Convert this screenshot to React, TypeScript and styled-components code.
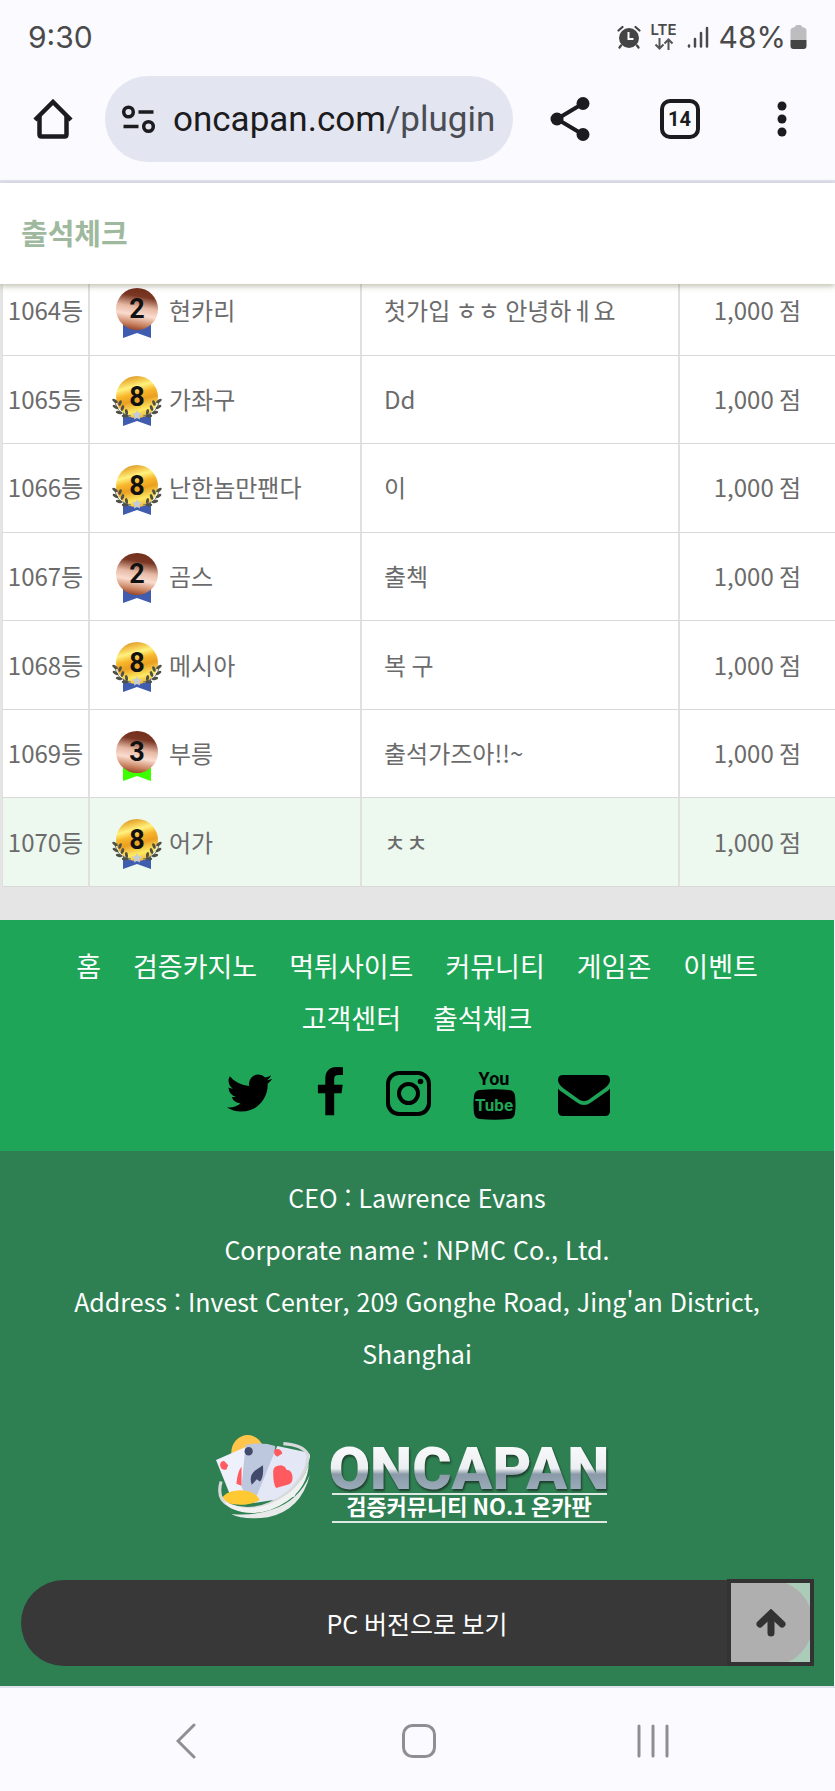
import styled, { createGlobalStyle } from 'styled-components';

const fontKr = `"Noto Sans CJK KR", sans-serif`;

const rows = [
    { rank: 1064, level: 2, name: '현카리', comment: '첫가입 ㅎㅎ 안녕하ㅔ요' },
    { rank: 1065, level: 8, name: '가좌구', comment: 'Dd' },
    { rank: 1066, level: 8, name: '난한놈만팬다', comment: '이' },
    { rank: 1067, level: 2, name: '곰스', comment: '출첵' },
    { rank: 1068, level: 8, name: '메시아', comment: '복 구' },
    { rank: 1069, level: 3, name: '부릉', comment: '출석가즈아!!~' },
    { rank: 1070, level: 8, name: '어가', comment: 'ㅊㅊ' },
];

const links = ['홈', '검증카지노', '먹튀사이트', '커뮤니티', '게임존', '이벤트', '고객센터', '출석체크'];

export default function App() {
    return (
        <Page>
            <GlobalStyle />
            <StatusBar>
                <span>9:30</span>
                <StatusIcons>
                    <AlarmIcon />
                    <LteIcon />
                    <SignalIcon />
                    <Battery>
                        48%
                        <BatteryIcon />
                    </Battery>
                </StatusIcons>
            </StatusBar>

            <Toolbar>
                <IconButton aria-label="홈">
                    <HomeIcon />
                </IconButton>
                <AddressBar>
                    <TuneIcon />
                    <Url>
                        oncapan.com<UrlPath>/plugin</UrlPath>
                    </Url>
                </AddressBar>
                <Actions>
                    <IconButton aria-label="공유">
                        <ShareIcon />
                    </IconButton>
                    <TabsButton>14</TabsButton>
                    <IconButton aria-label="메뉴">
                        <MoreIcon />
                    </IconButton>
                </Actions>
            </Toolbar>

            <SiteHeader>
                <Title>출석체크</Title>
            </SiteHeader>

            <Board>
                <Table>
                    <tbody>
                        {rows.map((row, i) => (
                            <Row key={row.rank} $active={i === rows.length - 1}>
                                <RankCell>{row.rank}등</RankCell>
                                <NameCell>
                                    <Member>
                                        <Medal level={row.level} />
                                        {row.name}
                                    </Member>
                                </NameCell>
                                <CommentCell>{row.comment}</CommentCell>
                                <PointCell>1,000 점</PointCell>
                            </Row>
                        ))}
                    </tbody>
                </Table>
            </Board>

            <FooterNav>
                <Links>
                    {links.map((link) => (
                        <FooterLink key={link} href="#">
                            {link}
                        </FooterLink>
                    ))}
                </Links>
                <Socials>
                    <a href="#" aria-label="Twitter">
                        <TwitterIcon />
                    </a>
                    <a href="#" aria-label="Facebook">
                        <FacebookIcon />
                    </a>
                    <a href="#" aria-label="Instagram">
                        <InstagramIcon />
                    </a>
                    <a href="#" aria-label="YouTube">
                        <YoutubeIcon />
                    </a>
                    <a href="#" aria-label="E-mail">
                        <MailIcon />
                    </a>
                </Socials>
            </FooterNav>

            <Footer>
                <Company lang="ko">
                    <p>CEO : Lawrence Evans</p>
                    <p>Corporate name : NPMC Co., Ltd.</p>
                    <p>Address : Invest Center, 209 Gonghe Road, Jing'an District, Shanghai</p>
                </Company>
                <Logo />
                <Bottom>
                    <PcButton>PC 버전으로 보기</PcButton>
                    <TopButton aria-label="위로">
                        <ArrowUpIcon />
                    </TopButton>
                </Bottom>
            </Footer>

            <SystemNav>
                <IconButton aria-label="뒤로">
                    <BackIcon />
                </IconButton>
                <IconButton aria-label="홈 화면">
                    <SystemHomeIcon />
                </IconButton>
                <IconButton aria-label="최근 앱">
                    <RecentsIcon />
                </IconButton>
            </SystemNav>
        </Page>
    );
}

function AlarmIcon() {
    return (
        <svg width="24" height="24" viewBox="0 0 24 24" fill="#444">
            <circle cx="12" cy="13" r="10" />
            <path d="M1.500 5.500 5.500 2M22.500 5.500 18.500 2M4 20.500 2.500 22.500M20 20.500l1.500 2" stroke="#444" strokeWidth="2.200" strokeLinecap="round" />
            <path d="M11.500 7v7h5" fill="none" stroke="#fafaff" strokeWidth="2" />
        </svg>
    );
}

function LteIcon() {
    return (
        <Lte>
            LTE
            <svg width="20" height="12" viewBox="0 0 20 12" fill="none" stroke="#555" strokeWidth="2">
                <path d="M5.500 0v10M1.500 6.500l4 4 4-4M14.500 12V2M10.500 5.500l4-4 4 4" />
            </svg>
        </Lte>
    );
}

function SignalIcon() {
    return (
        <svg width="22" height="24" viewBox="0 0 22 24" stroke="#4a4a4a" strokeWidth="2.500" strokeLinecap="round">
            <path d="M2 20.500v1M8 14v7.500M14 8v13.500M20 3v18.500" />
        </svg>
    );
}

function BatteryIcon() {
    return (
        <svg width="17" height="24" viewBox="0 0 17 24">
            <path d="M5 2q0-2 2-2h3q2 0 2 2 4 .5 4.500 3v10H.5V5Q1 2.500 5 2z" fill="#bdbdbf" />
            <path d="M.5 15h16v6q0 3-3 3h-10q-3 0-3-3z" fill="#444" />
        </svg>
    );
}

function HomeIcon() {
    return (
        <svg width="40" height="40" viewBox="0 0 40 40" fill="none" stroke="#1c1b20" strokeWidth="4.500">
            <path d="M2 21 20 3l18 18" />
            <path d="M6.500 17v18.500q0 2 2 2h23q2 0 2-2V17" />
        </svg>
    );
}

function TuneIcon() {
    return (
        <svg width="34" height="30" viewBox="0 0 34 30" fill="none" stroke="#1c1b20" strokeWidth="3.500">
            <circle cx="6.500" cy="8" r="4.800" />
            <circle cx="26.500" cy="22.500" r="4.800" />
            <path d="M16.500 8h15M1.500 22.500h15" />
        </svg>
    );
}

function ShareIcon() {
    return (
        <svg width="40" height="44" viewBox="0 0 40 44" fill="#1c1b20">
            <path d="M33 6.500 7 22l26 15.500" fill="none" stroke="#1c1b20" strokeWidth="4" />
            <circle cx="33" cy="6.500" r="6.500" />
            <circle cx="7" cy="22" r="6.500" />
            <circle cx="33" cy="37.500" r="6.500" />
        </svg>
    );
}

function MoreIcon() {
    return (
        <svg width="26" height="36" viewBox="-8 0 26 36" fill="#1c1b20">
            <circle cx="5" cy="5" r="4.500" />
            <circle cx="5" cy="18" r="4.500" />
            <circle cx="5" cy="31" r="4.500" />
        </svg>
    );
}

function Laurel() {
    return (
        <>
            <path d="M3 27q2 12 16 14" fill="none" stroke="#77796a" strokeWidth="1" />
            <ellipse cx="3" cy="26" rx="3.200" ry="1.500" transform="rotate(35 3 26)" />
            <ellipse cx="8" cy="28" rx="3" ry="1.500" transform="rotate(-65 8 28)" />
            <ellipse cx="3.500" cy="32" rx="3.200" ry="1.500" transform="rotate(30 3.500 32)" />
            <ellipse cx="10.500" cy="33" rx="3" ry="1.500" transform="rotate(-70 10.500 33)" />
            <ellipse cx="7" cy="37.500" rx="3.200" ry="1.500" transform="rotate(15 7 37.500)" />
            <ellipse cx="14.500" cy="37" rx="3" ry="1.500" transform="rotate(-100 14.500 37)" />
            <ellipse cx="13" cy="41" rx="3.200" ry="1.400" />
        </>
    );
}

function Medal({ level }: { level: number }) {
    const gold = level === 8;
    const id = `medal-${level}`;
    return (
        <svg width="50" height="58" viewBox="0 -6 50 58">
            <defs>
                {gold ? (
                    <linearGradient id={id} x1="0.350" y1="0" x2="0.600" y2="1">
                        <stop offset="0" stopColor="#d99a2c" />
                        <stop offset="0.120" stopColor="#f2c146" />
                        <stop offset="0.260" stopColor="#fff27e" />
                        <stop offset="0.420" stopColor="#f7b62a" />
                        <stop offset="0.580" stopColor="#eb9f20" />
                        <stop offset="0.820" stopColor="#fdea62" />
                        <stop offset="1" stopColor="#eeb13a" />
                    </linearGradient>
                ) : (
                    <linearGradient id={id} x1="0.580" y1="0" x2="0.420" y2="1">
                        <stop offset="0" stopColor="#722e1a" />
                        <stop offset="0.200" stopColor="#7a3824" />
                        <stop offset="0.450" stopColor="#e6b8a4" />
                        <stop offset="0.640" stopColor="#fadccf" />
                        <stop offset="0.850" stopColor="#cc8766" />
                        <stop offset="1" stopColor="#964428" />
                    </linearGradient>
                )}
            </defs>
            <path d="M11 36h28v15l-14-5-14 5z" fill={level === 3 ? '#3cff00' : '#3f5cae'} />
            <circle cx="25" cy="22" r="21" fill={`url(#${id})`} />
            {gold && (
                <>
                    <g fill="#4f5147">
                        <Laurel />
                    </g>
                    <g fill="#4f5147" transform="matrix(-1 0 0 1 50 0)">
                        <Laurel />
                    </g>
                    <path d="M25 35l1.500 3 3.500.5-2.500 2.500.5 3.500-3-1.500-3 1.500.5-3.500-2.500-2.500 3.500-.5z" fill="#c6ccd6" />
                </>
            )}
            <MedalText x="25" y="31">
                {level}
            </MedalText>
        </svg>
    );
}

function TwitterIcon() {
    return (
        <svg width="49" height="52" viewBox="64 0 1664 1792">
            <path d="M1684 408q-67 98-162 167 1 14 1 42 0 130-38 259.500t-115.500 248.500-184.500 210.500-258 146-323 54.500q-271 0-496-145 35 4 78 4 225 0 401-138-105-2-188-64.500t-114-159.500q33 5 61 5 43 0 85-11-112-23-185.500-111.500t-73.500-205.500v-4q68 38 146 41-66-44-105-115t-39-154q0-88 44-163 121 149 294.500 238.500t371.500 99.500q-8-38-8-74 0-134 94.500-228.500t228.500-94.500q140 0 236 102 109-21 205-78-37 115-142 178 93-10 186-50z" />
        </svg>
    );
}

function FacebookIcon() {
    return (
        <svg width="30" height="52" viewBox="384 0 1024 1792">
            <path d="M1343 12v264h-157q-86 0-116 36t-30 108v189h293l-39 296h-254v759h-306v-759h-255v-296h255v-218q0-186 104-288.500t277-102.500q147 0 228 12z" />
        </svg>
    );
}

function InstagramIcon() {
    return (
        <svg width="45" height="52" viewBox="0 0 45 52">
            <rect x="2" y="6" width="41" height="41" rx="11" fill="none" stroke="#000" strokeWidth="4" />
            <circle cx="22.500" cy="26.500" r="9.500" fill="none" stroke="#000" strokeWidth="4" />
            <circle cx="34.500" cy="14.500" r="2.800" />
        </svg>
    );
}

function YoutubeIcon() {
    return (
        <svg width="45" height="53" viewBox="0 0 45 53">
            <path d="M8 23q14.500-1.500 29 0 5.500.5 6 6 1 8.500 0 17-.5 5.500-6 6-14.500 1.500-29 0-5.500-.5-6-6-1-8.500 0-17 .5-5.500 6-6z" />
            <YoutubeText x="22" y="18" fill="#000" $size={18}>
                You
            </YoutubeText>
            <YoutubeText x="22" y="44" fill="#1fa557" $size={17}>
                Tube
            </YoutubeText>
        </svg>
    );
}

function MailIcon() {
    return (
        <svg width="52" height="52" viewBox="0 0 52 52">
            <path d="M5 8h42q5 0 5 5 0 4-5 8L31 32.500q-5 3.500-10 0L5 21q-5-4-5-8 0-5 5-5z" />
            <path d="M0 21.500q1.500 2 4 3.500l15 10.500q7 5 14 0L48 25q2.500-1.500 4-3.500V44q0 5-5 5H5q-5 0-5-5z" />
        </svg>
    );
}

function Logo() {
    return (
        <LogoSvg viewBox="0 0 400 92" role="img" aria-label="ONCAPAN">
            <defs>
                <linearGradient id="steel" x1="0" y1="0" x2="0" y2="1">
                    <stop offset="0" stopColor="#fff" />
                    <stop offset="0.500" stopColor="#eceff2" />
                    <stop offset="0.580" stopColor="#8b9aa8" />
                    <stop offset="1" stopColor="#a9bccb" />
                </linearGradient>
            </defs>
            <g transform="translate(-2 3) scale(1.020 1.080)">
                <circle cx="32" cy="17" r="16" fill="#ffc54b" />
                <path d="M1 24 30 12l16 44-28 8z" fill="#eef1fb" />
                <path d="M30 10q16-3 29 1l-5 46H30l-4-8z" fill="#bdc8df" />
                <path d="M61 11l29 6q4 1 3 5L78 58l-40 6z" fill="#e4e8f6" />
                <circle cx="33" cy="16" r="4" fill="#414a6b" />
                <path d="M47 29q1 12-3 15l-3-2-5 5q-3-8 3-13z" fill="#414a6b" />
                <path d="M9 25l4 4-2 4q-5 1-6-4 0-4 4-4zM26 30v18l-5-2q1-11 5-16zM59 14q6-1 7 4l-5 3q-5-3-2-7zM57 35q0-6 8-6 4 1 5 4 6 0 6 8 0 5-5 6l-11 3q-3-3-3-15z" fill="#ff5a5f" />
                <path d="M6 62q2-9 18-10 15 0 20 9-12 7-33 3z" fill="#ffc933" />
                <path d="M6 44Q1 60 14 66q28 10 58-12 20-18 19-35-5-9-24-10" fill="none" stroke="#d7d9da" strokeWidth="3" />
                <path d="M9 62q28 15 60-5 18-12 23-30-1 22-21 35-28 18-55 7-4-2-7-7z" fill="#f0f1f1" />
                <path d="M93 38Q82 62 56 70q-18 6-40 4 12 6 36 3 32-6 41-39z" fill="#e8eaea" />
            </g>
            <LogoName x="252" y="58" fill="url(#steel)">
                ONCAPAN
            </LogoName>
            <path d="M115 63h275M115 91h275" stroke="#dfe9e3" strokeWidth="2" />
            <LogoTag x="252" y="84">
                검증커뮤니티 NO.1 온카판
            </LogoTag>
        </LogoSvg>
    );
}

function ArrowUpIcon() {
    return (
        <svg width="30" height="28" viewBox="0 0 30 28" fill="none" stroke="#333" strokeWidth="7">
            <path d="M15 24V6" strokeLinecap="round" />
            <path d="M4 15 15 4.500 26 15" strokeLinecap="round" />
        </svg>
    );
}

function BackIcon() {
    return (
        <svg width="20" height="36" viewBox="0 0 20 36" fill="none" stroke="#8f8f92" strokeWidth="3">
            <path d="M18 2 2 18l16 16" strokeLinecap="round" />
        </svg>
    );
}

function SystemHomeIcon() {
    return (
        <svg width="34" height="36" viewBox="0 0 34 36" fill="none" stroke="#8f8f92" strokeWidth="3">
            <rect x="1.500" y="2.500" width="31" height="31" rx="9" />
        </svg>
    );
}

function RecentsIcon() {
    return (
        <svg width="32" height="36" viewBox="0 0 32 36" stroke="#8f8f92" strokeWidth="3" strokeLinecap="round">
            <path d="M2 3v30M16 3v30M30 3v30" />
        </svg>
    );
}

// Styled Components
const GlobalStyle = createGlobalStyle`
    * {
        box-sizing: border-box;
    }

    body {
        margin: 0;
        background: #fafaff;
        font-family: ${fontKr};
    }

    svg {
        display: block;
        flex-shrink: 0;
    }

    p, h1 {
        margin: 0;
    }
`;

const Page = styled.div`
    width: 100%;
    overflow: hidden;
`;

const StatusBar = styled.div`
    display: flex;
    align-items: center;
    justify-content: space-between;
    height: 76px;
    padding: 0 28px 2px;
    font: 400 30px Inter, sans-serif;
    color: #4a4a4a;
`;

const StatusIcons = styled.div`
    display: flex;
    align-items: center;
    gap: 10px;
`;

const Lte = styled.span`
    display: flex;
    flex-direction: column;
    align-items: center;
    gap: 2px;
    font: 600 15px/12px Inter, sans-serif;
`;

const Battery = styled.span`
    display: flex;
    align-items: center;
    gap: 4px;
`;

const Toolbar = styled.div`
    display: flex;
    align-items: center;
    height: 107px;
    padding: 0 40px 18px 33px;
    border-bottom: 3px solid #e1e2ee;
`;

const IconButton = styled.button`
    display: flex;
    padding: 0;
    border: none;
    background: none;
    cursor: pointer;
`;

const AddressBar = styled.div`
    display: flex;
    align-items: center;
    gap: 17px;
    width: 408px;
    height: 86px;
    margin-left: 32px;
    padding-left: 17px;
    border-radius: 43px;
    background: #e3e6f0;
`;

const Url = styled.span`
    font: 400 35px Roboto, sans-serif;
    color: #1c1b20;
`;

const UrlPath = styled.span`
    color: #4a4c54;
`;

const Actions = styled.div`
    display: flex;
    flex: 1;
    align-items: center;
    justify-content: space-between;
    padding-left: 37px;
`;

const TabsButton = styled.button`
    width: 40px;
    height: 40px;
    padding: 0;
    border: 4px solid #1c1b20;
    border-radius: 10px;
    background: none;
    font: 700 20px Roboto, sans-serif;
    color: #1c1b20;
`;

const SiteHeader = styled.header`
    position: relative;
    z-index: 1;
    display: flex;
    align-items: center;
    height: 101px;
    padding: 0 21px 4px;
    background: #fff;
    box-shadow: 0 2px 6px rgba(90, 90, 50, 0.4);
`;

const Title = styled.h1`
    font-size: 29px;
    font-weight: 700;
    color: #9fb99f;
`;

/* the first row slides under the header */
const Board = styled.main`
    margin-top: -17px;
    padding: 0 0 33px 2px;
    background: #e5e5e5;
`;

const Table = styled.table`
    width: 100%;
    height: 620px;
    table-layout: fixed;
    border-spacing: 0;
    background: #fff;
    font-size: 24px;
    color: #6b6b6b;
`;

const Row = styled.tr<{ $active: boolean }>`
    background: ${({ $active }) => ($active ? '#edf8ef' : '#fff')};
`;

const Cell = styled.td`
    padding: 0 0 2px 22px;
    border-bottom: 1px solid #d9d9d9;
    border-left: 2px solid #e0e0e0;
`;

const RankCell = styled(Cell)`
    width: 86px;
    padding: 0 0 2px;
    border-left-width: 1px;
    text-align: center;
`;

const NameCell = styled(Cell)`
    width: 272px;
`;

const CommentCell = styled(Cell)`
    width: 318px;
`;

const PointCell = styled(Cell)`
    padding: 0 0 2px;
    text-align: center;
`;

const Member = styled.div`
    display: flex;
    align-items: center;
    gap: 7px;
`;

const MedalText = styled.text`
    font: 700 27px Roboto, sans-serif;
    text-anchor: middle;
    fill: #111;
`;

const YoutubeText = styled.text<{ $size: number }>`
    font: 700 ${({ $size }) => $size}px Roboto, sans-serif;
    text-anchor: middle;
`;

const FooterNav = styled.nav`
    margin-right: 1px;
    padding: 20px 60px 32px;
    background: #1fa557;
`;

const Links = styled.div`
    display: flex;
    flex-wrap: wrap;
    justify-content: center;
    column-gap: 32px;
`;

const FooterLink = styled.a`
    font-size: 27px;
    line-height: 52px;
    color: #fff;
    text-decoration: none;
`;

const Socials = styled.div`
    display: flex;
    justify-content: center;
    gap: 41px;
    height: 52px;
    margin-top: 23px;
`;

const Footer = styled.footer`
    margin-right: 1px;
    padding: 20px 21px;
    background: #2e8052;
`;

const Company = styled.div`
    padding: 0 40px;
    font-size: 25px;
    line-height: 52px;
    text-align: center;
    color: #fff;
`;

const LogoSvg = styled.svg`
    width: 400px;
    height: 92px;
    margin: 52px auto 57px;
    overflow: visible;
`;

const LogoName = styled.text`
    font: 900 60px Roboto, sans-serif;
    text-anchor: middle;
    filter: drop-shadow(1px 2px 1px #1d3a2a);
`;

const LogoTag = styled.text`
    font: 700 22px ${fontKr};
    text-anchor: middle;
    fill: #fff;
`;

const Bottom = styled.div`
    position: relative;
`;

const PcButton = styled.button`
    display: block;
    width: 100%;
    height: 86px;
    border: none;
    border-radius: 43px;
    background: #383838;
    font: 400 25px ${fontKr};
    color: #fff;
`;

const TopButton = styled.button`
    position: absolute;
    top: -1px;
    right: -1px;
    display: flex;
    align-items: center;
    justify-content: center;
    width: 87px;
    height: 87px;
    padding: 0;
    border: 4px solid #333;
    background: rgba(255, 255, 255, 0.6);
    background-clip: padding-box;
`;

const SystemNav = styled.nav`
    display: grid;
    grid-template-columns: repeat(3, 1fr);
    justify-items: center;
    padding: 35px 65px 32px 69px;
    border-top: 2px solid #dfe2ea;
    background: #fafaff;
`;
━━━━━━━━━━━━━━━━━━━━━━━━━━━━━━
> **INSTRUCTION**
From the first line of the material down to the line containing "['홈', '검증카지노', '먹튀사이트', '커뮤니티', '게임존', '이벤트', '고객센터', '출석체크'];", inclusive, return each line exactly, skipping any picture.

> **REPLY TO THE TASK**
Convert this screenshot to React, TypeScript and styled-components code.
import styled, { createGlobalStyle } from 'styled-components';

const fontKr = `"Noto Sans CJK KR", sans-serif`;

const rows = [
    { rank: 1064, level: 2, name: '현카리', comment: '첫가입 ㅎㅎ 안녕하ㅔ요' },
    { rank: 1065, level: 8, name: '가좌구', comment: 'Dd' },
    { rank: 1066, level: 8, name: '난한놈만팬다', comment: '이' },
    { rank: 1067, level: 2, name: '곰스', comment: '출첵' },
    { rank: 1068, level: 8, name: '메시아', comment: '복 구' },
    { rank: 1069, level: 3, name: '부릉', comment: '출석가즈아!!~' },
    { rank: 1070, level: 8, name: '어가', comment: 'ㅊㅊ' },
];

const links = ['홈', '검증카지노', '먹튀사이트', '커뮤니티', '게임존', '이벤트', '고객센터', '출석체크'];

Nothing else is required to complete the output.